→ **EXERCISE BRIEF**:
Retype the data that follows line by line, exactly, and leave its pictures out.

→ **GIVEN DATA**:
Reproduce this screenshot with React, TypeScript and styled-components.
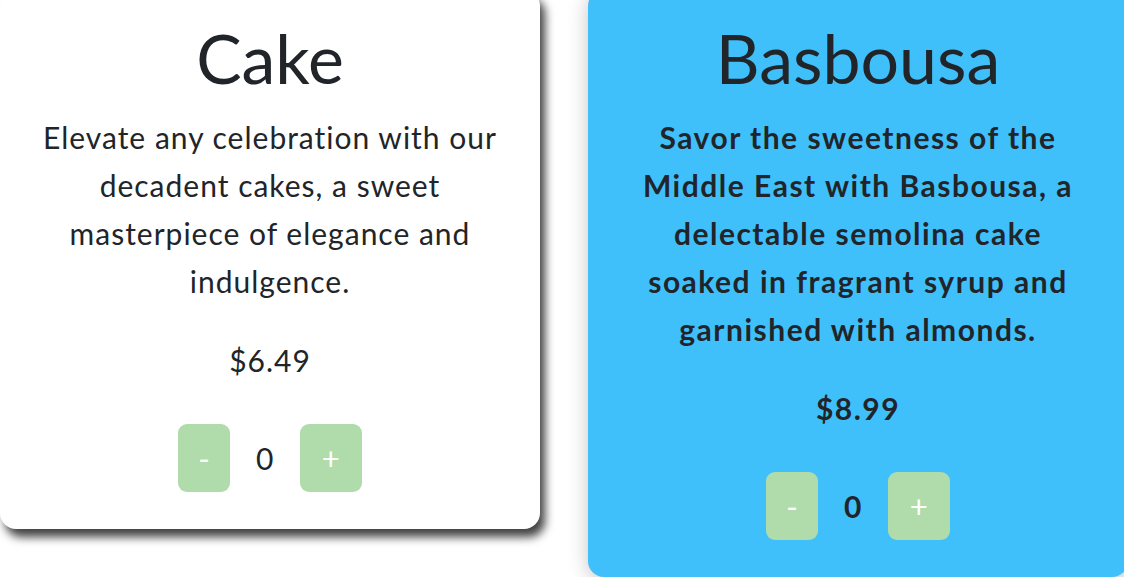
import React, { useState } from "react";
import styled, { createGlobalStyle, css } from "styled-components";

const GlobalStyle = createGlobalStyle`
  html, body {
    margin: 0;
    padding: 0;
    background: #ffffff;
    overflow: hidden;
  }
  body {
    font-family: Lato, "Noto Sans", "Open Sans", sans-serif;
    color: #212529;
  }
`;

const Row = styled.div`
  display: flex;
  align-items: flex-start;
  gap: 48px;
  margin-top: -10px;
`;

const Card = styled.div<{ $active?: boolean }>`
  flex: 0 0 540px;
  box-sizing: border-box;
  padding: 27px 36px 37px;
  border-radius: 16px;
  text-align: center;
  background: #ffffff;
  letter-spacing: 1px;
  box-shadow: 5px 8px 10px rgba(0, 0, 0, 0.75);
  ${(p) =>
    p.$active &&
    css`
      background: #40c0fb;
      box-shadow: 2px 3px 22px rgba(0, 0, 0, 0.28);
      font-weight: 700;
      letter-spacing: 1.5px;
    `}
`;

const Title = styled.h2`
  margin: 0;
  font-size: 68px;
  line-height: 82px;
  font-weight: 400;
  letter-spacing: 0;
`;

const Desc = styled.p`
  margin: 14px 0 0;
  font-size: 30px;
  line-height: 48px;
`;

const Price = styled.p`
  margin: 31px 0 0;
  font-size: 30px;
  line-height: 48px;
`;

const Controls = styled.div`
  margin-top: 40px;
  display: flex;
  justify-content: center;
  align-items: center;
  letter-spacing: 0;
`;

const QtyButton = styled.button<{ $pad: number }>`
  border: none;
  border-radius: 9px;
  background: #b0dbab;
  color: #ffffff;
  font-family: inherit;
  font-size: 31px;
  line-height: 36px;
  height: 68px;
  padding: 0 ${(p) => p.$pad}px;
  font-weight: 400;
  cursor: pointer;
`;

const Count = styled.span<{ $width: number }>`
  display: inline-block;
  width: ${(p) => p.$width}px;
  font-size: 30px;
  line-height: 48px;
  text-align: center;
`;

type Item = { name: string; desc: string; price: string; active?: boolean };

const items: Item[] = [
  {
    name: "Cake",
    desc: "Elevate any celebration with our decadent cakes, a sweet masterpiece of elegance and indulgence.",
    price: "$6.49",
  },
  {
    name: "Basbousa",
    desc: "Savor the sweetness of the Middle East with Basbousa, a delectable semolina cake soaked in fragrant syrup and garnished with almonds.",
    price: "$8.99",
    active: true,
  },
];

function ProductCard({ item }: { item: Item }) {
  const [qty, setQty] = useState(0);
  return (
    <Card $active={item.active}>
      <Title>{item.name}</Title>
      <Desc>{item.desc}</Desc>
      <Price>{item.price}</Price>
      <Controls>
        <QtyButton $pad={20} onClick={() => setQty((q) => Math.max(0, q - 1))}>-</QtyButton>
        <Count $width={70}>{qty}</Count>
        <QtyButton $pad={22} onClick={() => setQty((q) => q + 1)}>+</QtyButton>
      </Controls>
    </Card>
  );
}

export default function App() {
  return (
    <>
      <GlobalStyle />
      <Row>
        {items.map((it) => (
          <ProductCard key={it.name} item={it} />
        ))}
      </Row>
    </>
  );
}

→ **RESPONSE BELOW**:
Reproduce this screenshot with React, TypeScript and styled-components.
import React, { useState } from "react";
import styled, { createGlobalStyle, css } from "styled-components";

const GlobalStyle = createGlobalStyle`
  html, body {
    margin: 0;
    padding: 0;
    background: #ffffff;
    overflow: hidden;
  }
  body {
    font-family: Lato, "Noto Sans", "Open Sans", sans-serif;
    color: #212529;
  }
`;

const Row = styled.div`
  display: flex;
  align-items: flex-start;
  gap: 48px;
  margin-top: -10px;
`;

const Card = styled.div<{ $active?: boolean }>`
  flex: 0 0 540px;
  box-sizing: border-box;
  padding: 27px 36px 37px;
  border-radius: 16px;
  text-align: center;
  background: #ffffff;
  letter-spacing: 1px;
  box-shadow: 5px 8px 10px rgba(0, 0, 0, 0.75);
  ${(p) =>
    p.$active &&
    css`
      background: #40c0fb;
      box-shadow: 2px 3px 22px rgba(0, 0, 0, 0.28);
      font-weight: 700;
      letter-spacing: 1.5px;
    `}
`;

const Title = styled.h2`
  margin: 0;
  font-size: 68px;
  line-height: 82px;
  font-weight: 400;
  letter-spacing: 0;
`;

const Desc = styled.p`
  margin: 14px 0 0;
  font-size: 30px;
  line-height: 48px;
`;

const Price = styled.p`
  margin: 31px 0 0;
  font-size: 30px;
  line-height: 48px;
`;

const Controls = styled.div`
  margin-top: 40px;
  display: flex;
  justify-content: center;
  align-items: center;
  letter-spacing: 0;
`;

const QtyButton = styled.button<{ $pad: number }>`
  border: none;
  border-radius: 9px;
  background: #b0dbab;
  color: #ffffff;
  font-family: inherit;
  font-size: 31px;
  line-height: 36px;
  height: 68px;
  padding: 0 ${(p) => p.$pad}px;
  font-weight: 400;
  cursor: pointer;
`;

const Count = styled.span<{ $width: number }>`
  display: inline-block;
  width: ${(p) => p.$width}px;
  font-size: 30px;
  line-height: 48px;
  text-align: center;
`;

type Item = { name: string; desc: string; price: string; active?: boolean };

const items: Item[] = [
  {
    name: "Cake",
    desc: "Elevate any celebration with our decadent cakes, a sweet masterpiece of elegance and indulgence.",
    price: "$6.49",
  },
  {
    name: "Basbousa",
    desc: "Savor the sweetness of the Middle East with Basbousa, a delectable semolina cake soaked in fragrant syrup and garnished with almonds.",
    price: "$8.99",
    active: true,
  },
];

function ProductCard({ item }: { item: Item }) {
  const [qty, setQty] = useState(0);
  return (
    <Card $active={item.active}>
      <Title>{item.name}</Title>
      <Desc>{item.desc}</Desc>
      <Price>{item.price}</Price>
      <Controls>
        <QtyButton $pad={20} onClick={() => setQty((q) => Math.max(0, q - 1))}>-</QtyButton>
        <Count $width={70}>{qty}</Count>
        <QtyButton $pad={22} onClick={() => setQty((q) => q + 1)}>+</QtyButton>
      </Controls>
    </Card>
  );
}

export default function App() {
  return (
    <>
      <GlobalStyle />
      <Row>
        {items.map((it) => (
          <ProductCard key={it.name} item={it} />
        ))}
      </Row>
    </>
  );
}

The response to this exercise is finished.